In the long run the service of Irish immigrants in the American Revolution earned the Irish in America better living conditions than those Irish living under British rule. As members of the early Republic, the Irish gained access to civil and military offices, voting, and membership in the professions of law and medicine. Even Irish Catholics benefited. Although there were still legal barriers to Catholic office-holding in some states, they did win other rights not held before. There was even an increased toleration for Catholic religion, which contributed to the solid establishment of the Catholic Church in America by 1790. The Irish Catholic immigrant John Carroll was consecrated the first bishop of Baltimore in this period.

Patterns of immigration changed markedly in the postrevolutionary period. America was now a competitive market, no longer providing the benefits of common British membership, and Irish shippers were forced to diversify their goods and broaden their geographic range. Immigrants now had greater opportunities to sail into ports in New York and New England, as well as Delaware and Philadelphia. There was also a sharp decline in the practice of indentured servitude in the 1780s. The American Revolution questioned the morality of both indenture and slavery, and captains were suspicious of the willingness of American courts to uphold articles of indenture. As the new American nation found its feet, other types of work were advertised that did not require indentures. By 1800 Irish indentured servants were no longer a factor in immigration from Ireland. Shipping agents preferred the security of paying passengers, such as farmers, artisans, small businessmen, schoolmasters, and physicians.

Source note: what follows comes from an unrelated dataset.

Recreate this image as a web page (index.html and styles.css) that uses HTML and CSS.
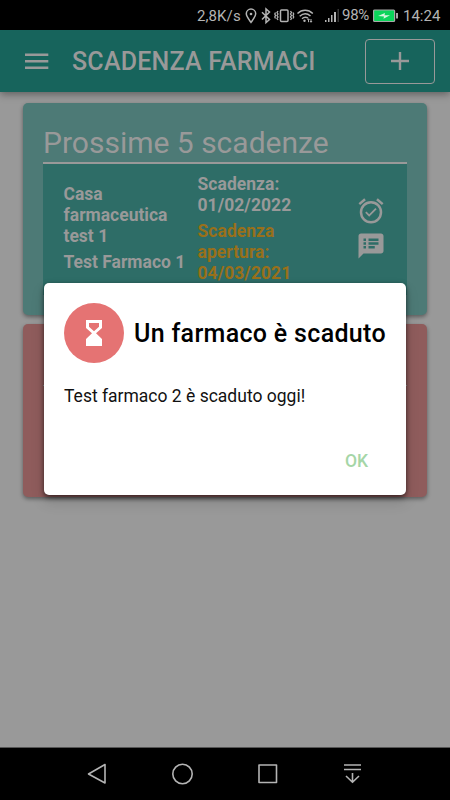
FILE: index.html
```html
<!DOCTYPE html>
<html lang="it">
<head>
<meta charset="utf-8">
<title>Scadenza Farmaci</title>
<link rel="stylesheet" href="styles.css">
</head>
<body>
<div class="status">
  <span class="speed">2,8K/s</span>
  <svg class="status-icons" width="70" height="18" viewBox="0 0 70 18" fill="none" stroke="currentColor" stroke-width="1.5">
    <path d="M6 15.400C3.500 12 1.300 9.300 1.300 6.800a4.700 4.700 0 0 1 9.400 0C10.700 9.300 8.500 12 6 15.400Z"/>
    <circle cx="6" cy="7" r="1.300" fill="currentColor" stroke="none"/>
    <path d="M17 5.200l7.500 7.300-3.500 3V2l3.500 3-7.500 7.500"/>
    <rect x="35.500" y="3" width="7.500" height="11.500" rx="1"/>
    <path d="M33 4l-1 1.500 1 1.500-1 1.500 1 1.500-1 1.500 1 1.500M30.500 5.500l-.7 1.500.7 1.500-.7 1.500.7 1.500M45.500 4l1 1.500-1 1.500 1 1.500-1 1.500 1 1.500-1 1.500M48 5.500l.7 1.500-.7 1.500.7 1.500-.7 1.500" stroke-width="1.300"/>
    <path d="M52.500 6.500c4.500-4.200 10.800-4.200 15.300 0M54.700 9.200c3.400-3 7.500-3 10.800-.2M57 11.700c2-1.700 4-1.800 6-.5"/>
    <circle cx="59.500" cy="13.700" r="1.200" fill="currentColor" stroke="none"/>
    <path d="M63.500 15.200v-3M66 12v3M62.500 13l1-1.300 1 1.300M65 14l1 1.300 1-1.300" stroke-width="1"/>
  </svg>
  <svg class="signal" width="15" height="14" viewBox="0 0 15 14" fill="currentColor">
    <path d="M0 11h1.500v2H0zM3 9h1.500v4H3zM6 6h1.500v7H6zM9 3h2v10H9z"/><path d="M12.500 0H14v13h-1.500z" opacity=".3"/>
  </svg>
  <span class="percent">98%</span>
  <svg class="battery" width="26" height="14" viewBox="0 0 26 14">
    <rect x=".6" y="1" width="21" height="11.500" rx="1" fill="#0bd45b" stroke="#a8a8a8" stroke-width="1.200"/>
    <path d="M23 4h2v5.500h-2z" fill="#a8a8a8"/><path d="M5 7l7-3-.5 2.200H17L10.500 9.700l.5-2.200z" fill="#d6f5df"/>
  </svg>
  <span class="clock">14:24</span>
</div>
<header class="appbar">
  <svg class="menu" width="24" height="17" viewBox="0 0 24 17" fill="currentColor"><path d="M0 .5h23.300v2.600H0zM0 7h23.300v2.600H0zM0 13.500h23.300v2.600H0z"/></svg>
  <h1>SCADENZA FARMACI</h1>
  <button class="add"><svg width="20" height="20" viewBox="0 0 20 20" fill="none" stroke="currentColor" stroke-width="2.400"><path d="M10 1v18M1 10h18"/></svg></button>
</header>
<main>
  <section class="card next">
    <h2>Prossime 5 scadenze</h2>
    <div class="drug">
      <div class="name"><p>Casa farmaceutica test 1</p><p>Test Farmaco 1</p></div>
      <div class="dates"><p>Scadenza: 01/02/2022</p><p class="warn">Scadenza apertura: 04/03/2021</p></div>
      <div class="actions">
        <svg width="30" height="30" viewBox="0 0 24 24" fill="currentColor"><path d="M22 5.720l-4.600-3.860-1.290 1.530 4.600 3.860L22 5.720zM7.880 3.390L6.600 1.860 2 5.710l1.290 1.530 4.590-3.850zM12 4a9 9 0 1 0 0 18 9 9 0 0 0 0-18zm0 16a7 7 0 1 1 0-14 7 7 0 0 1 0 14zm-1.460-5.470L8.410 12.400l-1.060 1.060 3.180 3.180 6-6-1.060-1.060-4.930 4.950z"/></svg>
        <svg width="30" height="30" viewBox="0 0 24 24" fill="currentColor"><path d="M20 2H4c-1.100 0-1.990.9-1.990 2L2 22l4-4h14c1.100 0 2-.9 2-2V4c0-1.100-.9-2-2-2zM8 14H6v-2h2v2zm0-3H6V9h2v2zm0-3H6V6h2v2zm7 6h-5v-2h5v2zm3-3h-8V9h8v2zm0-3h-8V6h8v2z"/></svg>
      </div>
    </div>
  </section>
  <section class="card expired"><div class="expired-row"></div></section>
  <div class="dialog" role="dialog">
    <div class="dialog-head">
      <div class="badge"><svg width="40" height="40" viewBox="0 0 40 40" fill="#fff"><path fill-rule="evenodd" d="M12 7h16v8l-6 5.300 6 5.600V33H12v-7.100l6-5.600-6-5.300zm3 3v3.800l5 4.500 5-4.500V10z"/></svg></div>
      <h3>Un farmaco è scaduto</h3>
    </div>
    <p class="message">Test farmaco 2 è scaduto oggi!</p>
    <button class="ok">OK</button>
  </div>
</main>
<nav class="navbar">
  <svg width="20" height="24" viewBox="0 0 20 24"><path d="M18 2.500v18.500L1.500 12z"/></svg>
  <svg width="24" height="24" viewBox="0 0 24 24"><circle cx="11.500" cy="12" r="9.700"/></svg>
  <svg width="20" height="24" viewBox="0 0 20 24"><rect x="1" y="3" width="17.500" height="17.500"/></svg>
  <svg width="20" height="24" viewBox="0 0 20 24"><path d="M2 3h17M2 7.500h17M10.500 11v9M4 14l6.500 6.300L17 14"/></svg>
</nav>
</body>
</html>
```
FILE: styles.css
```css
* { box-sizing: border-box; margin: 0; padding: 0; }
body { width: 450px; height: 800px; display: flex; flex-direction: column; overflow: hidden; background: #999; color: #999; font-family: Roboto, sans-serif; }
svg { display: block; flex: none; }
button { background: none; border: 0; font: inherit; color: inherit; }
.status { height: 30px; flex: none; background: #000; color: #b4b4b4; display: flex; align-items: center; font-size: 15px; padding: 1px 0 0 197px; white-space: nowrap; }
.speed { width: 48px; letter-spacing: .1px; }
.signal { margin-left: 10px; }
.percent { margin: -2px 0 0 2px; width: 31px; font-size: 15px; letter-spacing: -.3px; }
.battery { margin-left: 0; }
.clock { margin-left: 4px; }
.appbar { position: relative; height: 62px; flex: none; display: flex; align-items: center; padding: 0 15px 0 25px; background: #17645c; box-shadow: 0 2px 8px rgba(0,0,0,.4); }
.appbar h1 { margin-left: 23px; font-size: 25px; letter-spacing: .22px; font-weight: 500; white-space: nowrap; }
.add { margin-left: auto; width: 70px; height: 45px; border: 1px solid #999; border-radius: 4px; display: flex; align-items: center; justify-content: center; }
main { position: relative; flex: 1; padding: 11px 23px; }
.card { border-radius: 5px; box-shadow: 0 2px 4px rgba(0,0,0,.4); padding: 20px; }
.next { height: 212px; background: #4d7a76; }
.next h2 { height: 41px; border-bottom: 2px solid #999; font-size: 30px; line-height: 39px; font-weight: 400; white-space: nowrap; }
.drug { height: 131px; background: #2e6d67; display: flex; font-size: 17.500px; line-height: 21px; font-weight: 700; padding-left: 20.500px; }
.name { width: 134px; padding-top: 20px; }
.name p + p, .dates p + p { margin-top: 5px; }
.dates { width: 120px; padding-top: 9.500px; letter-spacing: .04px; }
.warn { color: #99701a; }
.actions { margin-left: 38.500px; padding-top: 32px; display: flex; flex-direction: column; gap: 5px; }
.expired { margin-top: 9px; height: 173px; background: #8f5c5c; }
.expired-row { margin-top: 41px; border-top: 1px solid #999; }
.dialog { position: absolute; left: 44px; top: 191px; width: 362px; height: 212px; background: #fff; color: #000; border-radius: 5px; padding: 20px; display: flex; flex-direction: column; box-shadow: 0 2px 5px rgba(0,0,0,.6), 0 7px 14px rgba(0,0,0,.15); }
.dialog-head { display: flex; align-items: center; gap: 10px; }
.badge { width: 60px; height: 60px; border-radius: 50%; background: #e57373; display: grid; place-items: center; }
.dialog h3 { font-size: 25px; letter-spacing: .32px; font-weight: 500; white-space: nowrap; }
.message { margin-top: 22px; font-size: 17.500px; line-height: 22px; white-space: nowrap; color: #111; }
.ok { margin: 44px 18px 0 0; align-self: flex-end; color: #a5d6a7; font-size: 17.500px; line-height: 21px; font-weight: 500; }
.navbar { height: 53px; flex: none; background: #000; border-top: 1px solid #555; color: #b4b4b4; display: flex; justify-content: space-between; align-items: center; padding: 0 88px 0 87px; }
.navbar svg { fill: none; stroke: currentColor; stroke-width: 1.600; stroke-linejoin: round; }
```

The end of the eighteenth century also saw a rise in the number of Catholic Irish entering America, although they were still outnumbered by Irish Protestants. The failed 1798 Rebellion of the United Irishmen forced many surviving Protestants and Catholics to flee prosecution or subsequent sectarian violence in Ireland. The United Irishmen themselves, with their classical republican tradition, turned to America as a natural sanctuary. Their skills in political organization and newspaper publishing along with the timing of their arrival had a significant impact on the debate between Federalists and Jeffersonian Republicans. Irish Protestants and Catholics united behind the Republican banner in opposition to the Federalists' implementation of the Alien and Sedition Acts and their attempts to keep United Irishmen out of America. The United Irishmen immigrants, such as the successful newspaperman Matthew Carey, pushed for a wider political franchise and a more egalitarian and accessible legal system. Their ideas became the hallmarks of what Americans proudly called democracy by the end of the War of 1812. The post-Revolutionary period saw increasing numbers of Irish and those of Irish descent successfully involved in American politics. Some became influential in local and regional party politics, especially in Philadelphia and New York, while others like the Scots-Irish Andrew Jackson and John C. Calhoun were elected to the highest national offices.

After 1800 the competition for Irish land coupled with the increased commercialization of agriculture pushed more and more Catholics out of Ireland. The era of Irish Catholic immigration had begun, with the numbers of Catholic immigrants doubling every twenty years—a full forty years before the Great Famine. By the 1810s Irish Societies were appearing in major American cities to help new immigrants find housing, jobs, and community. Ulster Scots adopted the label "Scotch-Irish" in this period to distinguish themselves from the growing enclaves of Catholic Irish immigrants. However, this was the most overt sign of sectarian differences. It seemed for the brief period of the 1820s, up through the inauguration of President Andrew Jackson, that the Irish in America would be able to put aside the religious and cultural differences that had marked them so profoundly in Ireland. This time of relative peace was broken by a mass southern Irish migration in the 1830s that sparked Irish sectarian differences and further fueled the rise of the anti-immigrant, anti–Irish Catholic hatred known as nativism.